= Brandon and Byshottles =

Civil parish in County Durham, England

Brandon and Byshottles is a civil parish and electoral ward in County Durham, England. According to the 2001 census it had a population of 17,774 increasing to 18,509 at the 2011 Census. The parish includes Brandon, New Brancepeth, Broompark, Langley Moor, Ushaw Moor, Meadowfield, Waterhouses and Esh Winning.

Unusually, the parish shares jurisdiction over a quarry south of Esh Winning, with the neighbouring parish of Brancepeth.

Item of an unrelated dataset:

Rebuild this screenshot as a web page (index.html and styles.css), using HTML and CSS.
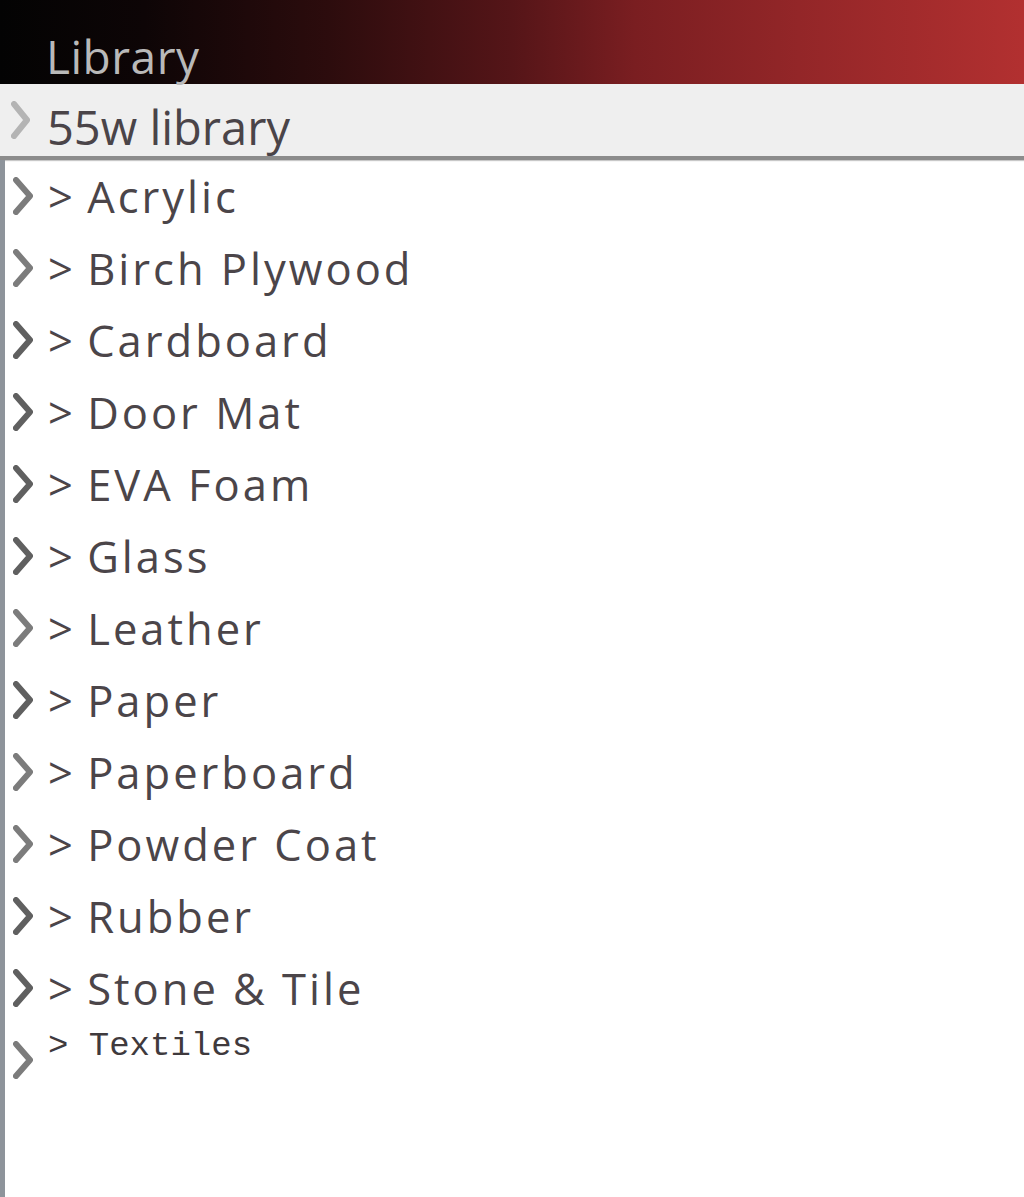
FILE: index.html
```html
<!DOCTYPE html>
<html>
<head>
<meta charset="utf-8">
<link rel="stylesheet" href="styles.css">
</head>
<body>
<div class="header"><span class="title">Library</span></div>
<div class="bar">
  <svg class="chev light" viewBox="0 0 26 40"><polyline points="4,4 17,20 4,36"/></svg>
  <span class="bar-label">55w library</span>
</div>
<ul class="list">
  <li class="row"><svg class="chev" viewBox="0 0 26 40"><polyline points="4,4 18,20 4,36"/></svg><span class="label"><span class="gt">&gt; </span>Acrylic</span></li>
  <li class="row"><svg class="chev" viewBox="0 0 26 40"><polyline points="4,4 18,20 4,36"/></svg><span class="label"><span class="gt">&gt; </span>Birch Plywood</span></li>
  <li class="row"><svg class="chev dark" viewBox="0 0 26 40"><polyline points="4,4 18,20 4,36"/></svg><span class="label"><span class="gt">&gt; </span>Cardboard</span></li>
  <li class="row"><svg class="chev dark" viewBox="0 0 26 40"><polyline points="4,4 18,20 4,36"/></svg><span class="label"><span class="gt">&gt; </span>Door Mat</span></li>
  <li class="row"><svg class="chev dark" viewBox="0 0 26 40"><polyline points="4,4 18,20 4,36"/></svg><span class="label"><span class="gt">&gt; </span>EVA Foam</span></li>
  <li class="row"><svg class="chev dark" viewBox="0 0 26 40"><polyline points="4,4 18,20 4,36"/></svg><span class="label"><span class="gt">&gt; </span>Glass</span></li>
  <li class="row"><svg class="chev" viewBox="0 0 26 40"><polyline points="4,4 18,20 4,36"/></svg><span class="label"><span class="gt">&gt; </span>Leather</span></li>
  <li class="row"><svg class="chev dark" viewBox="0 0 26 40"><polyline points="4,4 18,20 4,36"/></svg><span class="label"><span class="gt">&gt; </span>Paper</span></li>
  <li class="row"><svg class="chev" viewBox="0 0 26 40"><polyline points="4,4 18,20 4,36"/></svg><span class="label"><span class="gt">&gt; </span>Paperboard</span></li>
  <li class="row"><svg class="chev" viewBox="0 0 26 40"><polyline points="4,4 18,20 4,36"/></svg><span class="label"><span class="gt">&gt; </span>Powder Coat</span></li>
  <li class="row"><svg class="chev dark" viewBox="0 0 26 40"><polyline points="4,4 18,20 4,36"/></svg><span class="label"><span class="gt">&gt; </span>Rubber</span></li>
  <li class="row"><svg class="chev dark" viewBox="0 0 26 40"><polyline points="4,4 18,20 4,36"/></svg><span class="label"><span class="gt">&gt; </span>Stone &amp; Tile</span></li>
  <li class="row mono-row"><svg class="chev" viewBox="0 0 26 40"><polyline points="4,4 18,20 4,36"/></svg><span class="label mono">&gt; Textiles</span></li>
</ul>
</body>
</html>
```
FILE: styles.css
```css
html, body {
  margin: 0;
  padding: 0;
  background: #ffffff;
}
body {
  width: 1024px;
  height: 1197px;
  overflow: hidden;
  font-family: "Open Sans", "DejaVu Sans", sans-serif;
  color: #4b4549;
}
.header {
  height: 84px;
  box-sizing: border-box;
  padding-left: 46px;
  background: linear-gradient(to right, #030303 0%, #0d0506 14%, #2c0c0d 32%, #551518 50%, #7a1e21 62%, #932628 78%, #b23030 100%);
  display: flex;
  align-items: flex-end;
}
.title {
  font-size: 46px;
  line-height: 1;
  letter-spacing: 0.5px;
  color: #b9b9b9;
  padding-bottom: 5px;
}
.bar {
  height: 72px;
  background: #efefef;
  border-bottom: 4px solid #8c8c8c;
  box-shadow: 0 1px 1px #c8c8c8;
  display: flex;
  align-items: center;
}
.bar-label {
  font-size: 47px;
  line-height: 1;
  padding-top: 14px;
  margin-left: 11px;
  color: #4a4448;
}
.list {
  list-style: none;
  margin: 0;
  padding: 0;
  border-left: 5px solid #8e949b;
  height: 1037px;
}
.row {
  height: 72px;
  display: flex;
  align-items: center;
}
.chev {
  width: 26px;
  height: 40px;
  margin-left: 7px;
  flex: none;
  filter: blur(0.7px);
}
.chev polyline {
  fill: none;
  stroke: #7c7c7c;
  stroke-width: 6;
  stroke-linecap: round;
  stroke-linejoin: round;
}
.chev.dark polyline {
  stroke: #606060;
}
.chev.light polyline {
  stroke: #b4b4b4;
  stroke-width: 6;
}
.bar .chev {
  margin-left: 10px;
}
.label {
  font-size: 43.5px;
  line-height: 72px;
  margin-left: 10px;
  letter-spacing: 3px;
  white-space: pre;
  padding-top: 2px;
}
.gt {
  letter-spacing: 0;
  padding-right: 3px;
}
.mono-row {
  align-items: flex-start;
}
.mono-row .chev {
  margin-top: 16px;
}
.label.mono {
  font-family: "Liberation Mono", "Courier New", monospace;
  font-size: 34px;
  line-height: 1;
  letter-spacing: 0;
  padding-top: 5px;
  color: #3f3a3d;
}
```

For electoral purposes the parish is divided into wards;

- Central Ward (includes Brandon) - elects four parish councillors
- East Ward (includes Langley Moor) - elects three parish councillors
- North Ward (includes New Brancepeth) - elects three parish councillors
- South Ward (includes Meadowfield and Browney) - elects three parish councillors
- Ushaw Moor Ward (includes Ushaw Moor and Broompark) - elects four parish councillors
- West Ward (includes Esh Winning and Waterhouses) - elects four parish councillors

Currently, a majority of the Councillors were elected as Labour Party candidates.

Brandon & Byshottles was established as a local government unit when it was also established as a Local Board District in 1882. Brandon & Byshottles was reconstituted as an Urban District through the Local Government Act 1894.

The Brandon & Byshottles Urban District Council was abolished in 1974 when the area became part of the (now abolished) City of Durham local government area. The Brandon & Byshottles Parish is co-terminous with the pre-1974 UDC area.